There is no point in comparing this video card to any of the current ATI Radeon series. The GeForce 8800 GTX simply owns the battlefield in gaming performance compared to ATI video cards. Instead, we are going to take a non-OC BFGTech GeForce 8800 GTX (running at stock NVIDIA clock speeds) and compare it to the 8800 Ultra. We will see how much faster the Ultra is over the GTX and what benefits it allows in games. We will also test GTX SLI versus Ultra SLI for the same performance comparisons.
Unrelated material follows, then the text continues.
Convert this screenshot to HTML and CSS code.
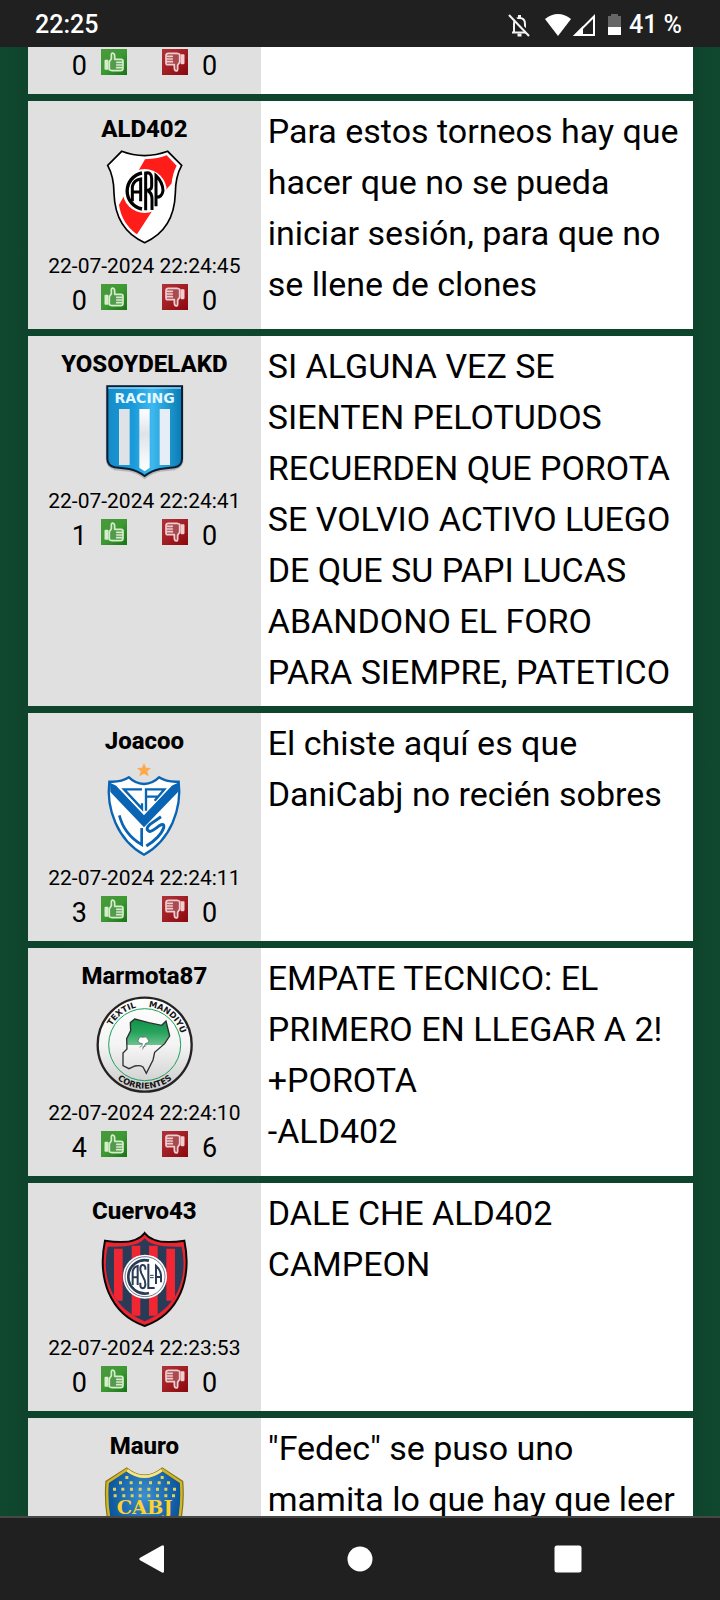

We are only going to use two games in this evaluation because quite simply they are the most popular shader intensive games and nearly every other game plays at the highest settings possible on the 8800 GTX. So this evaluation mixes it up a bit from our norm. We will test on a 19” CRT at 1600x1200 doing apples-to-apples, as well as a Dell 24” at 1920x1200 and for SLI we will be using a Dell 30” at 2560x1600. If you are using a monitor with a resolution smaller than those listed, you are likely wasting your money purchasing a video card of this caliber. Make a new display your next upgrade.

Evaluation Setup

Please be aware we test our video cards a bit differently from what is the norm. We concentrate on examining the real-world gameplay that each video card provides. The Highest Playable section shows the best Image Quality delivered at a playable frame rate. We use a high performance system, with a very fast CPU in order to remove CPU bottlenecking.

In our graphs we use some abbreviations to indicate the method of AA or AF being used.

TR MSAA = Transparency Multisampling Antialiasing – Indicates the use of NVIDIA’s Transparency Multisampling quality setting on GeForce 7 and 8 series video cards.

TR SSAA = Transparency Supersampling Antialiasing – Indicates the use of NVIDIA’s Transparency Supersampling quality setting on GeForce 7 and 8 series video cards.